Еще с 1822 г. Благородный пансион вошел в число военно-учебных заведений, а это значит, что и дисциплина здесь должна была царить армейская. «Чтобы создать стройный порядок, нужна дисциплина. Идеальным образом всякой стройной системы является армия. И Николай Павлович именно в ней нашел живое и реальное воплощение своей идеи. По типу военного устроения надо устроить и все государство. Этой идее надо подчинить администрацию, суд, науку, учебное дело, церковь – одним словом, всю материальную и духовную жизнь нации», – писал российский историк Чулков.
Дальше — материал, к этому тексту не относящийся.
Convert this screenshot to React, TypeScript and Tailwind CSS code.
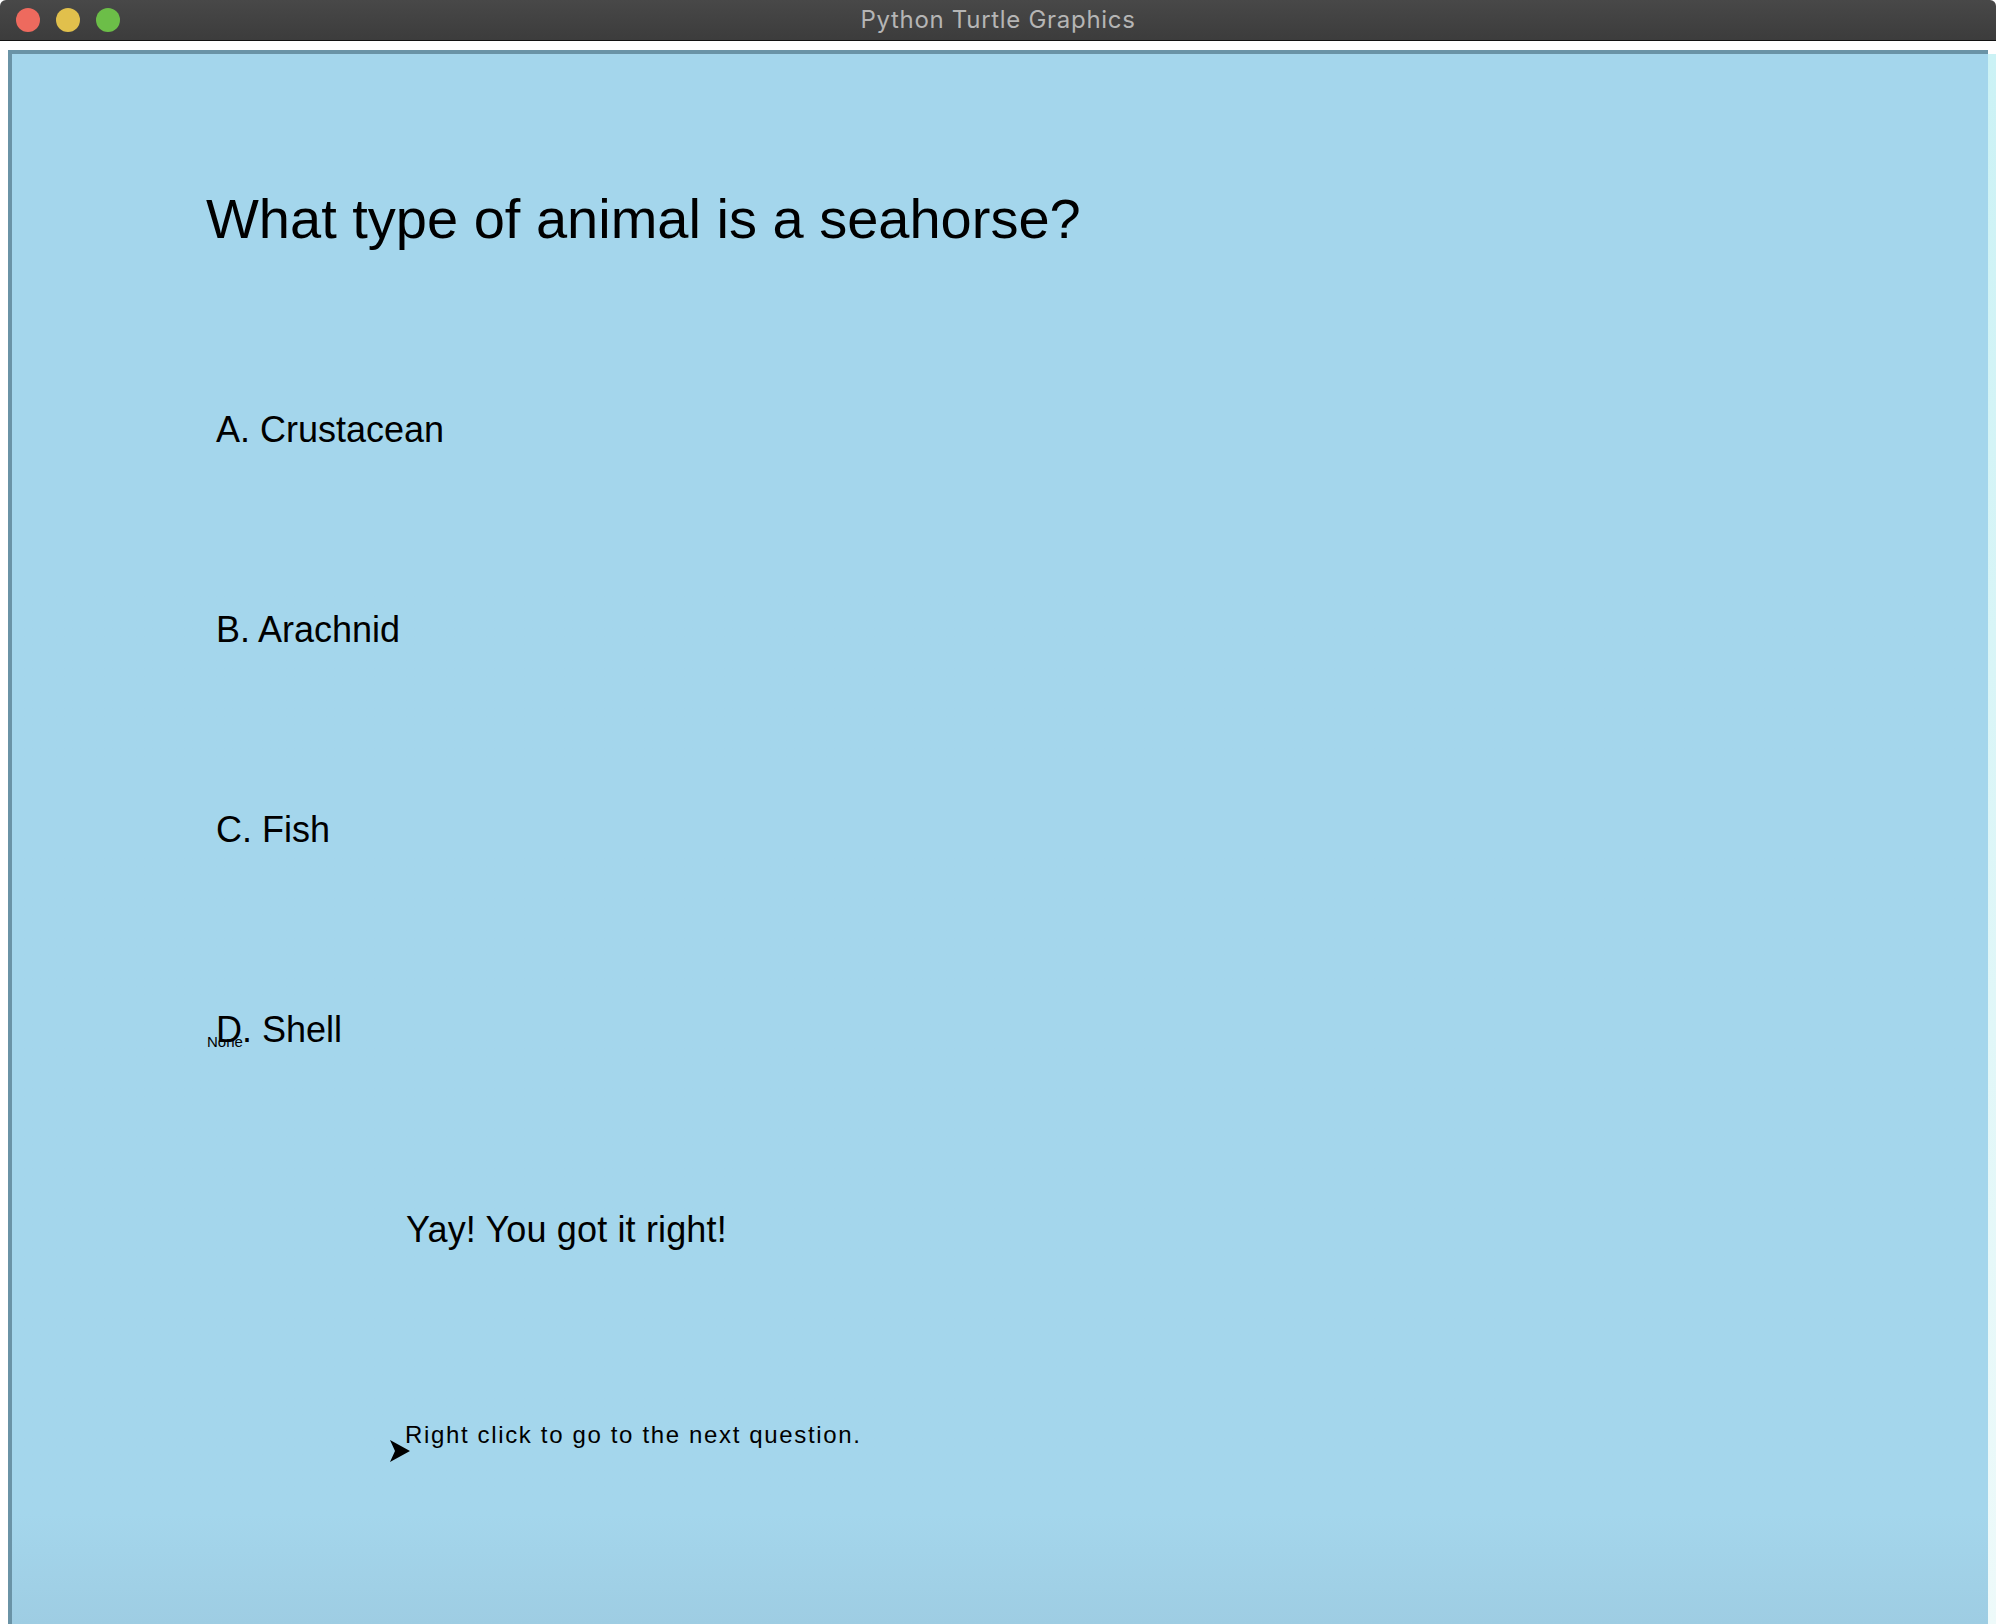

А восемнадцатилетний пансионер Константин Булгаков, единственный, кто узнал царя и выразил ему свои верноподданнические чувства (это даже могло быть воспринято как издевательство, что в некоторой степени роднило его поступок с выходками бравого солдата Швейка), приятельствовал не только с Лермонтовым, но и с Пушкиным. Он был сыном широко известного в Москве Александра Яковлевича Булгакова, чиновника генерал-губернаторской канцелярии и при Ростопчине, и при Голицыне. Но главным призванием Булгакова-отца стала работа в почтовом ведомстве: он служил московским почт-директором четверть века, с 1832 по 1856 г. (интересно, что его брат был почт-директором в Санкт-Петербурге). Но сын Александра Булгакова не пошел по стопам отца и дяди, выбрав военную карьеру. А известность в свете ему принесли остроумие и веселость характера, иногда переходящая в шутовство. Вот почему Лермонтов удостоил его следующей эпиграммы:
На вздор и шалости ты хват
И мастер на безделки,
И, шутовской надев наряд,
Ты был в своей тарелке;
За службу долгую и труд
Авось наместо класса
Тебе, мой друг, по смерть дадут
Чин и мундир паяса.
Кто знает, быть может, в этих строках автор отразил и свое отношение к выразительному «выступлению» своего однокашника перед императором.